Bordou-se muito, depois. A respeito de saúde e de justiça e de política e da verdade. A verdade, como conceito em crise, a verdade absoluta perturbante.
E L. Lúcio vá de exemplificar com uma anedota sobre o juiz a quem uma testemunha pergunta se não tem receio de ir para o inferno por ser tão aldrabão, ripostando este airosamente que irá a cavalo nas testemunhas, e toda a assistência de apoiar com risos de simpatia o humor de L. Lúcio.

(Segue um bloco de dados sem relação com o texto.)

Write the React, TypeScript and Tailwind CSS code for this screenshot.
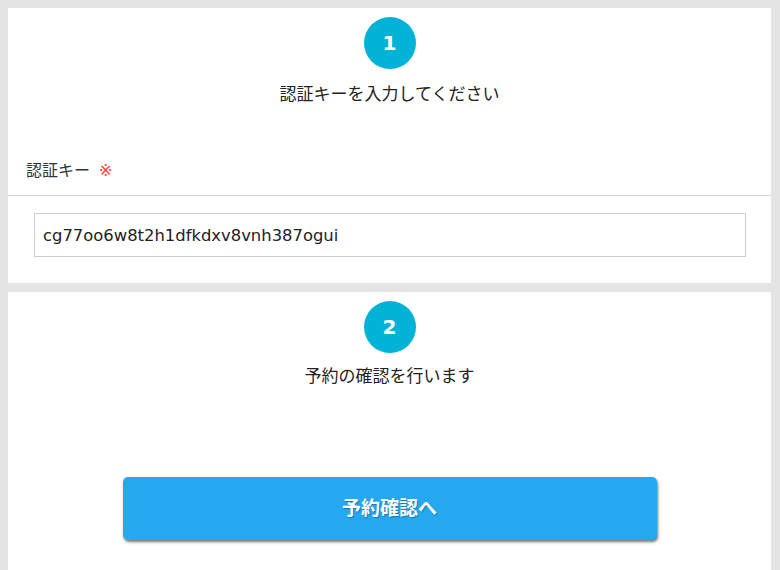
const fontCls = "font-['DejaVu_Sans','Noto_Sans_CJK_JP',sans-serif]";

function StepBadge({ n }: { n: number }) {
  return (
    <div className="flex h-[52px] w-[52px] items-center justify-center rounded-full bg-[#03b3d7] text-[20px] font-bold text-white">
      {n}
    </div>
  );
}

export default function App() {
  return (
    <div className={`${fontCls} flex min-h-screen flex-col gap-[9px] bg-[#e4e4e4] pl-2 pr-[9px] pt-2 text-[#222]`}>
      {/* step 1: auth key */}
      <section className="flex flex-col bg-white pt-[9px]">
        <div className="flex flex-col items-center">
          <StepBadge n={1} />
          <p className="mt-[13px] text-[17px] leading-6">認証キーを入力してください</p>
        </div>

        <div className="mt-[53px] border-b border-[#d2d2d2] pb-3 pl-[18px]">
          <label htmlFor="authKey" className="text-[16px] leading-6 text-[#333]">
            認証キー <span className="ml-1 text-[#ff3b3b]">※</span>
          </label>
        </div>

        <div className="pb-[26px] pl-[26px] pr-[25px] pt-[17px]">
          <input
            id="authKey"
            type="text"
            defaultValue="cg77oo6w8t2h1dfkdxv8vnh387ogui"
            className="h-[44px] w-full border border-[#cccccc] bg-white px-2 text-[16.4px] text-[#222] outline-none"
          />
        </div>
      </section>

      {/* step 2: confirm */}
      <section className="flex flex-col items-center bg-white pb-10 pt-[9px]">
        <StepBadge n={2} />
        <p className="mt-[11px] text-[17px] leading-6">予約の確認を行います</p>
        <button
          type="button"
          className="mt-[89px] h-[63px] w-[534px] rounded-[5px] bg-[#24a8f0] text-[19px] font-bold text-white shadow-[1px_2px_3px_rgba(0,0,0,0.55)] [text-shadow:1px_1px_1px_rgba(0,0,0,0.3)]"
        >
          予約確認へ
        </button>
      </section>
    </div>
  );
}
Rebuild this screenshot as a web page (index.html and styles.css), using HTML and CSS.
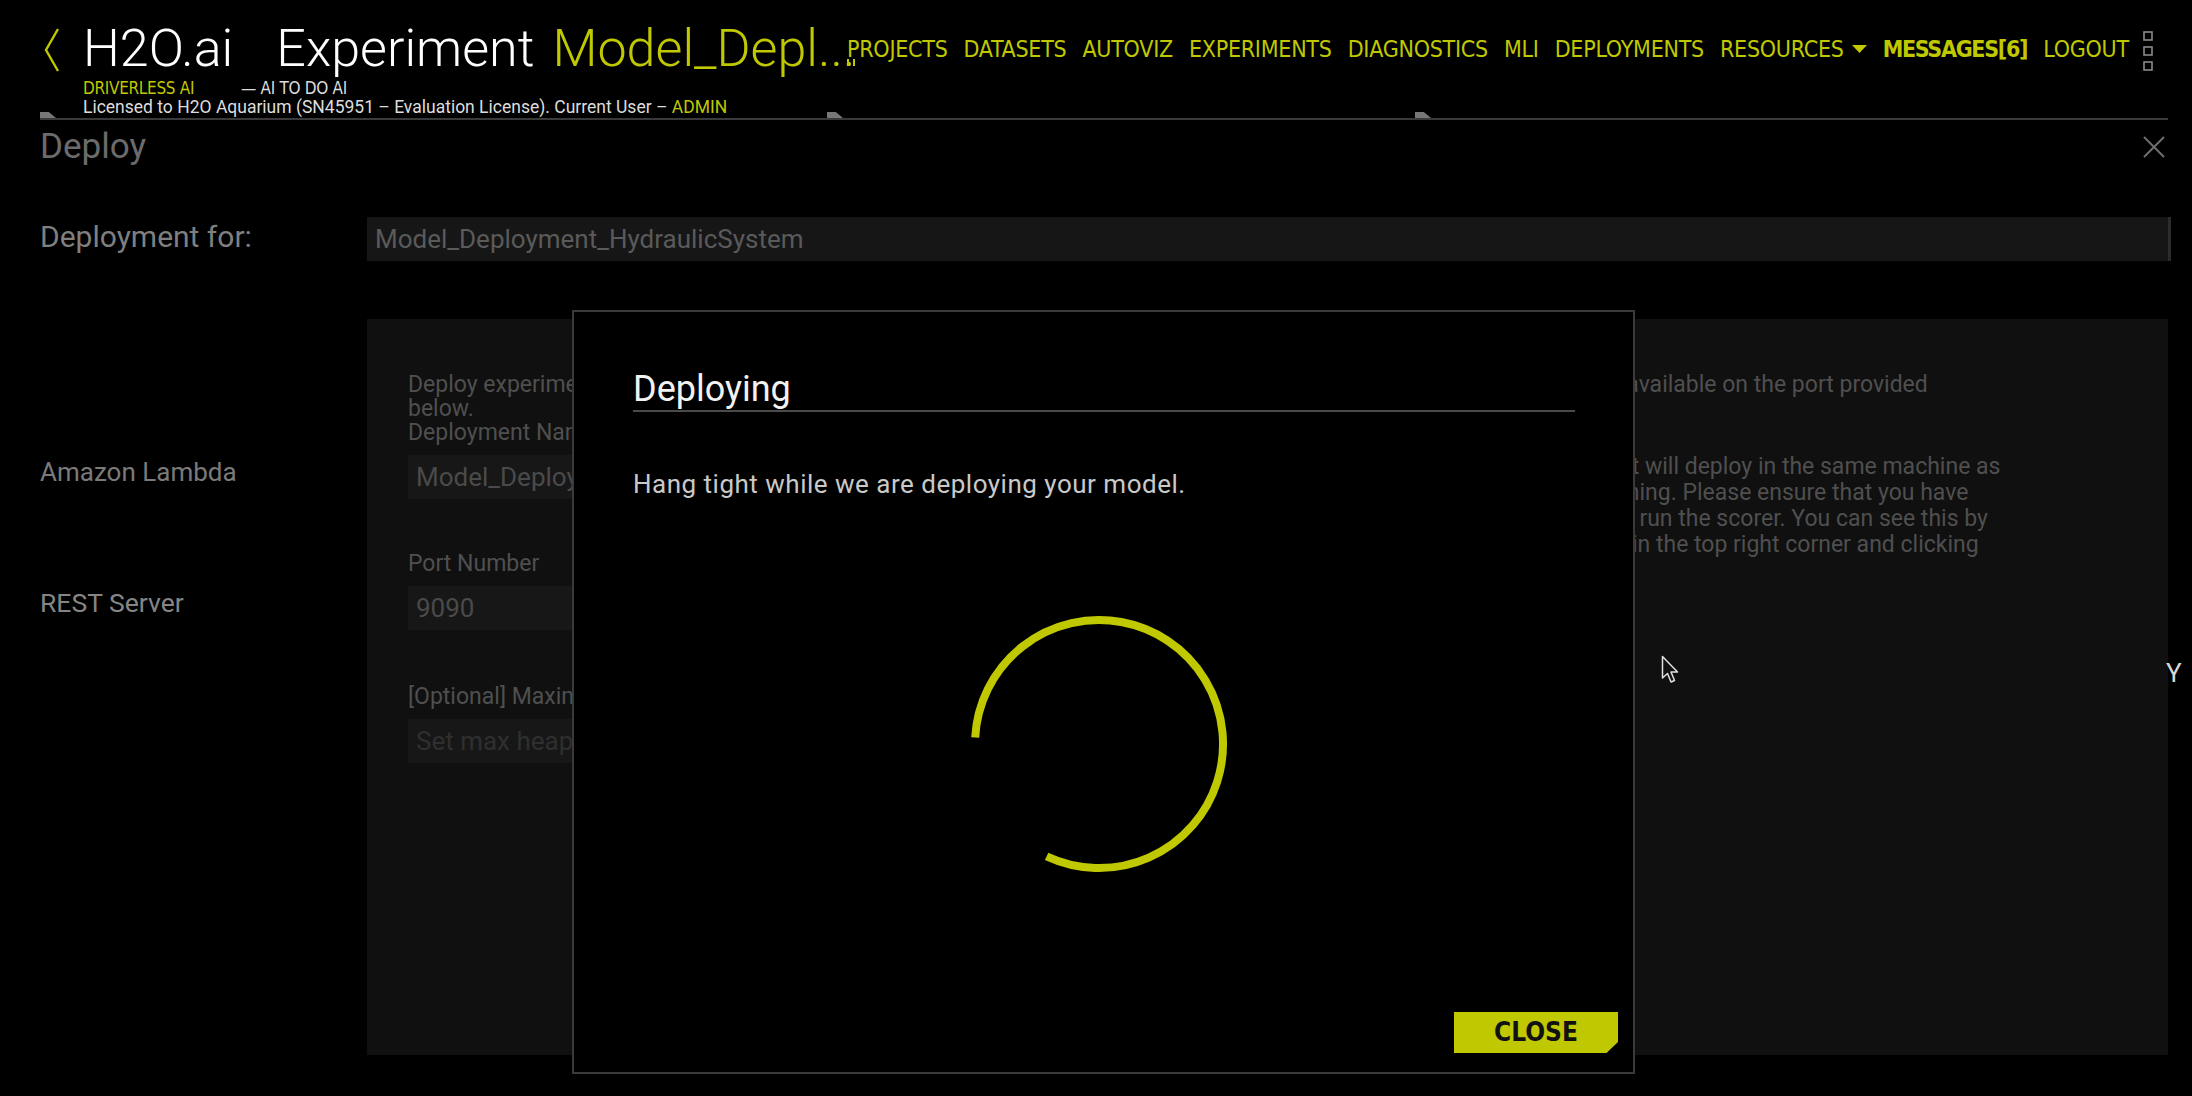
FILE: index.html
```html
<!DOCTYPE html>
<html>
<head>
<meta charset="utf-8">
<title>Deploy</title>
<link rel="stylesheet" href="styles.css">
</head>
<body>
<div class="page">
  <header class="topbar">
    <div class="brand">
      <svg class="chev" viewBox="0 0 16 46"><polyline points="14,2 2,23 14,44" fill="none" stroke="#bfc800" stroke-width="2.4"/></svg>
      <div class="brand-text">
        <div class="title-line"><span class="logo">H2O.ai</span><span class="exp">Experiment</span><span class="exp-name">Model_Depl...</span></div>
        <div class="sub1"><span class="dai">DRIVERLESS AI</span><span class="tag">— AI TO DO AI</span></div>
        <div class="sub2">Licensed to H2O Aquarium (SN45951 – Evaluation License). Current User – <span class="admin">ADMIN</span></div>
      </div>
    </div>
    <nav class="nav">
      <span>PROJECTS</span>
      <span>DATASETS</span>
      <span>AUTOVIZ</span>
      <span>EXPERIMENTS</span>
      <span>DIAGNOSTICS</span>
      <span>MLI</span>
      <span>DEPLOYMENTS</span>
      <span class="res">RESOURCES<svg class="caret" viewBox="0 0 15 8"><polygon points="0,0 15,0 7.5,8" fill="#bfc800"/></svg></span>
      <span class="msg">MESSAGES[6]</span>
      <span>LOGOUT</span>
    </nav>
    <svg class="more" viewBox="0 0 10 40"><rect x="1" y="1" width="8" height="8" fill="none" stroke="#8a8a8a" stroke-width="1.6"/><rect x="1" y="16" width="8" height="8" fill="none" stroke="#8a8a8a" stroke-width="1.6"/><rect x="1" y="31" width="8" height="8" fill="none" stroke="#8a8a8a" stroke-width="1.6"/></svg>
    <span class="marks"></span>
    <span class="tab t1"></span>
    <span class="tab t2"></span>
    <span class="tab t3"></span>
  </header>

  <div class="deploy-head">
    <h1>Deploy</h1>
    <svg class="x" viewBox="0 0 22 22"><path d="M1 1 L21 21 M21 1 L1 21" stroke="#6e6e6e" stroke-width="2" fill="none"/></svg>
  </div>

  <div class="row row-for">
    <div class="label">Deployment for:</div>
    <div class="field wide">Model_Deployment_HydraulicSystem</div>
  </div>

  <div class="row row-main">
    <div class="targets">
      <div class="target">Amazon Lambda</div>
      <div class="target rest">REST Server</div>
    </div>
    <div class="panel">
      <p class="intro">Deploy experiment as a REST server. The scorer will be created on the same machine as Driverless AI and it will then be available on the port provided<br>below.</p>
      <div class="cols">
        <div class="fields">
          <div class="flabel">Deployment Name</div>
          <div class="field">Model_Deployment_HydraulicSystem</div>
          <div class="flabel gap">Port Number</div>
          <div class="field">9090</div>
          <div class="flabel gap2">[Optional] Maximum heap size (GB)</div>
          <div class="field ph">Set max heap size</div>
        </div>
        <div class="note">
          <div>Please note that this deployment will deploy in the same machine as</div>
          <div>the Driverless AI is currently running. Please ensure that you have</div>
          <div>sufficient memory is available to run the scorer. You can see this by</div>
          <div>clicking on the system info icon in the top right corner and clicking</div>
        </div>
      </div>
    </div>
  </div>
</div>

<div class="modal">
  <div class="modal-head">Deploying</div>
  <div class="modal-text">Hang tight while we are deploying your model.</div>
  <svg class="spinner" viewBox="0 0 264 264"><path d="M8.2 125.5 A124 124 0 1 1 79.6 244.4" fill="none" stroke="#bfc800" stroke-width="8"/></svg>
  <div class="modal-foot"><div class="btn">CLOSE</div></div>
</div>

<span class="stray">Y</span>
<svg class="cursor" viewBox="0 0 20 30"><path d="M1.5 1.5 L1.5 23 L6.5 18.5 L10 27 L13.5 25.5 L10 17 L16.5 17 Z" fill="#111" stroke="#e0e0e0" stroke-width="1.5" stroke-linejoin="round"/></svg>
</body>
</html>
```

FILE: styles.css
```css
* { box-sizing: border-box; }
html, body { margin: 0; padding: 0; background: #000; }
body {
  font-family: Roboto, "Liberation Sans", sans-serif;
  color: #ccc;
  width: 2192px;
  height: 1096px;
  overflow: hidden;
  position: relative;
}
.page { padding: 0 24px 0 40px; }

/* header */
.topbar {
  position: relative;
  display: flex;
  align-items: flex-start;
  height: 120px;
  border-bottom: 2px solid #3a3a3a;
}
.brand { display: flex; width: 807px; flex: none; white-space: nowrap; }
.chev { width: 16px; height: 46px; margin: 27px 0 0 4px; flex: none; }
.brand-text { margin-left: 23px; padding-top: 23px; }
.title-line {
  display: flex;
  font-size: 52px;
  line-height: 52px;
  font-weight: 300;
  color: #fff;
}
.exp { margin-left: 43px; }
.exp-name { color: #bfc800; margin-left: 18px; }
.sub1 {
  display: flex;
  font-family: "Liberation Sans Narrow", "DejaVu Sans Condensed", sans-serif;
  font-size: 17px;
  line-height: 18px;
  letter-spacing: -0.3px;
  margin-top: 4px;
  color: #bfc800;
}
.dai { width: 158px; }
.tag { color: #ddd; }
.sub2 { font-size: 17.5px; line-height: 18px; margin-top: 1px; color: #ddd; }
.admin { color: #bfc800; }

.nav {
  display: flex;
  align-items: center;
  gap: 16px;
  margin-top: 37px;
  font-family: "Liberation Sans Narrow", "DejaVu Sans Condensed", sans-serif;
  font-size: 23px;
  line-height: 24px;
  letter-spacing: -0.25px;
  color: #bfc800;
  white-space: nowrap;
}
.res { display: flex; align-items: center; }
.caret { width: 15px; height: 8px; margin-left: 8px; }
.msg { font-weight: 700; letter-spacing: -1.3px; }
.more { width: 10px; height: 40px; margin: 31px 0 0 14px; flex: none; }

.marks {
  position: absolute;
  left: 807px;
  top: 59px;
  width: 8px;
  height: 7px;
  background: linear-gradient(90deg, #bfc800 0 2px, transparent 2px 6px, #bfc800 6px 8px);
}
.tab {
  position: absolute;
  bottom: 0;
  width: 16px;
  height: 6px;
  background: #777;
  clip-path: polygon(0 100%, 0 0, 55% 0, 100% 100%);
}
.t1 { left: 0; }
.t2 { left: 787px; }
.t3 { left: 1375px; }

/* deploy page */
.deploy-head {
  display: flex;
  justify-content: space-between;
  align-items: flex-start;
  margin-top: 10px;
}
.deploy-head h1 {
  margin: 0;
  font-size: 35px;
  line-height: 34px;
  font-weight: 400;
  color: #6b6b6b;
}
.x { width: 22px; height: 22px; margin: 6px 3px 0 0; }

.row { display: flex; }
.row-for { margin-top: 53px; }
.label {
  width: 327px;
  flex: none;
  font-size: 30px;
  line-height: 30px;
  padding-top: 5px;
  color: #7f7f7f;
}
.field {
  height: 44px;
  background: #161616;
  font-size: 26px;
  line-height: 44px;
  padding-left: 8px;
  color: #5a5a5a;
  white-space: nowrap;
  overflow: hidden;
}
.wide { flex: 1; border-right: 3px solid #2c2c2c; margin-right: -3px; }

.row-main { margin-top: 58px; }
.targets { width: 327px; flex: none; padding-top: 141px; }
.target { font-size: 26px; line-height: 25px; color: #7a7a7a; }
.target.rest { margin-top: 105px; font-size: 26.5px; line-height: 26px; color: #858585; }

.panel {
  flex: 1;
  height: 736px;
  background: #101010;
  padding: 54px 0 0 41px;
  overflow: hidden;
}
.intro {
  margin: 0;
  font-size: 23px;
  line-height: 24px;
  color: #4f4f4f;
  white-space: nowrap;
}
.cols { display: flex; }
.fields { width: 600px; flex: none; }
.flabel { font-size: 23px; line-height: 24px; color: #4f4f4f; }
.fields .field { margin-top: 10px; background: #171717; color: #4a4a4a; }
.flabel.gap { margin-top: 53px; }
.flabel.gap2 { margin-top: 55px; }
.fields .field.ph { color: #2f2f2f; }
.note {
  margin: 33px 0 0 296px;
  font-size: 23px;
  line-height: 26px;
  color: #4f4f4f;
  white-space: nowrap;
}

/* modal */
.modal {
  position: absolute;
  left: 572px;
  top: 310px;
  width: 1063px;
  height: 764px;
  background: #000;
  border: 2px solid #3a3a3a;
  display: flex;
  flex-direction: column;
}
.modal-head {
  margin: 59px 58px 0 59px;
  font-size: 36px;
  line-height: 36px;
  color: #f2f2f2;
  padding-bottom: 3px;
  border-bottom: 2px solid #4a4a4a;
}
.modal-text {
  margin: 60px 58px 0 59px;
  font-size: 26px;
  line-height: 25px;
  letter-spacing: 0.5px;
  color: #c9c9c9;
}
.spinner { width: 264px; height: 264px; margin: 115px 0 0 393px; flex: none; }
.modal-foot {
  margin-top: auto;
  display: flex;
  justify-content: flex-end;
  padding: 0 15px 19px 0;
}
.btn {
  width: 164px;
  height: 41px;
  background: #bfc800;
  clip-path: polygon(0 0, 100% 0, 100% 73%, 93% 100%, 0 100%);
  font-family: "Liberation Sans Narrow", "DejaVu Sans Condensed", sans-serif;
  font-weight: 700;
  font-size: 26px;
  line-height: 41px;
  text-align: center;
  color: #111;
}

.stray {
  position: absolute;
  left: 2166px;
  top: 660px;
  font-size: 26px;
  line-height: 26px;
  color: #d8d8d8;
}
.cursor { position: absolute; left: 1661px; top: 655px; width: 20px; height: 30px; }
```
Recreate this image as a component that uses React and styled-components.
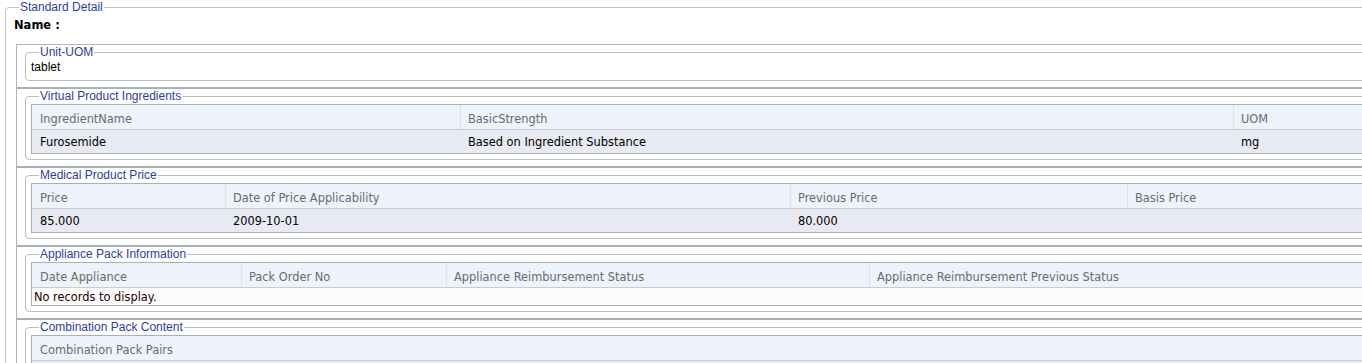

Mais uma graça ainda, para amenizar a cavaqueira, desta vez passada com ele próprio e com uma deputada alemã, ou juíza talvez – é-me difícil reconstituir os percursos europeus de L.L., sintetizados que estejam, na Internet – a quem ele perguntou como agiriam os juízes alemães no caso de um réu faltar a uma audiência. Mas não houve meio de a juíza entender a pergunta, dada a impossibilidade de isso suceder por lá, pela Alemanha. Passa-se no seu país? – perguntou a juíza. Mas L.L. respondeu prontamente que nunca. E assim mostrou o seu patriotismo no estrangeiro, que o deixou bem cotado perante a estrangeira, e já cá, mais em família, a sua arrogância moralisticamente incriminatória dos seus concidadãos, ao constatar que temos esse defeito de permissividade entranhada – que atrasa a justiça mas serve os réus, os advogados, os juízes, o próprio L. L., que não se rala minimamente com isso, no atropelamento desonesto do seu discurso nulo, acompanhando, todavia, defeitos que não são nulos, porque revelam antes muito das nossas próprias características de velhacaria, pouco dignas de qualquer ser humano, e menos de um magistrado.
Houve tentativas de concluir o programa sobre as fórmulas de vencer a crise, segundo o ponto de vista abalizado de pessoas fora dela. Uns – o Padre Feytor Pinto - apontando a tolerância, o diálogo, a convivência. O costume. Outros o aumento dos recursos, a formação ética, a celeridade na justiça, todos, o blá blá blá habitual, sem consequência. Como salvar Portugal assim?